Célébrité et réseaux sociaux, vieillissement physique et trahison des idéaux de jeunesse, étanchéité des classes sociales et son corollaire le duo domination/soumission, riches et pauvres, droite et gauche, Parisiens intellos célèbres et provinciaux inconnus bas du front: les personnages et les dialogues qu'ils échangent, dans ce film très choral aux chassés-croisés très chorégraphiés, tombent souvent dans la caricature et le cliché. C'est parfois drôle et grinçant, mais souvent lourd et convenu malgré les mini-rebondissements qui se succèdent tout au long de la soirée.

Et l'on ne peut s'empêcher de faire la comparaison avec le récent film Le sens de la fête: lui aussi était réalisé avec une unité de lieu et de temps, lui aussi avait comme toile de fond une grande fête, lui aussi était un film choral sur le ton de la comédie, lui aussi voyait se croiser de nombreux personnages avec Jean-Pierre Bacri en tête d'affiche. La comparaison tourne largement à l'avantage du film d'Eric Toledano et Olivier Nakache, moins manichéen et plus fédérateur, moins méchant et plus tolérant, moins politiquement intello et plus volontairement populaire, moins cynique et plus optimiste –plus drôle, plus réussi, tout simplement.

Lire la critique – Le sens de la fête: Jean-Pierre Bacri, show devant!

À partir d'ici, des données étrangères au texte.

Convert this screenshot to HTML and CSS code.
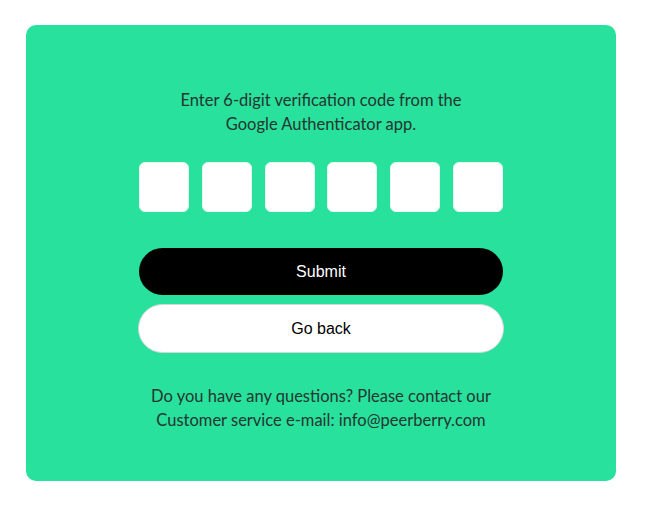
FILE: index.html
```html
<!DOCTYPE html>
<html>
<head>
<meta charset="utf-8">
<link rel="stylesheet" href="styles.css">
</head>
<body>
<div class="card">
  <p class="intro">Enter 6-digit verification code from the<br>Google Authenticator app.</p>
  <div class="codes">
    <input class="code" maxlength="1">
    <input class="code" maxlength="1">
    <input class="code" maxlength="1">
    <input class="code" maxlength="1">
    <input class="code" maxlength="1">
    <input class="code" maxlength="1">
  </div>
  <button class="btn btn-submit">Submit</button>
  <button class="btn btn-back">Go back</button>
  <p class="help">Do you have any questions? Please contact our<br>Customer service e-mail: info@peerberry.com</p>
</div>
</body>
</html>
```
FILE: styles.css
```css
html, body { margin: 0; padding: 0; background: #fff; }
.card {
  box-sizing: border-box;
  margin: 25px 0 0 26px;
  width: 590px;
  height: 456px;
  background: #27e19d;
  border-radius: 10px;
  padding-top: 63px;
  display: flex;
  flex-direction: column;
  align-items: center;
}
.intro, .help {
  margin: 0;
  font-family: "Lato", sans-serif;
  font-size: 16.5px;
  line-height: 24px;
  color: #26352f;
  text-align: center;
}
.codes {
  display: flex;
  gap: 12.8px;
  margin-top: 26px;
}
.code {
  box-sizing: border-box;
  width: 50px;
  height: 50px;
  border: 1px solid #e6f7ef;
  border-radius: 6px;
  background: #fff;
  padding: 0;
  outline: none;
}
.btn {
  box-sizing: border-box;
  font-family: "Liberation Sans", Arial, sans-serif;
  font-size: 16px;
  border-radius: 25px;
  cursor: pointer;
}
.btn-submit {
  margin-top: 36px;
  width: 364px;
  height: 47px;
  background: #000;
  color: #fff;
  border: none;
}
.btn-back {
  margin-top: 9px;
  width: 366px;
  height: 49px;
  background: #fff;
  color: #000;
  border: 1px solid #d6d6d6;
}
.help { margin-top: 31px; }
```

Malgré ces défauts et l'agacement qu'ils peuvent provoquer, on ne passe cependant pas un mauvais moment tout au long de ce Place publique. Surtout si l'on apprécie Jean-Pierre Bacri l'acteur, plus râleur que jamais, ici en clone de Thierry Ardisson tout en noir (perruque, lunettes, T-shirt, costume), qui clôture joliment le film par une dernière chanson –pas de spoiler– pendant le générique de fin, juste après la dernière réplique de Léa Drucker, la plus drôle du film –qu'on vous laisse découvrir.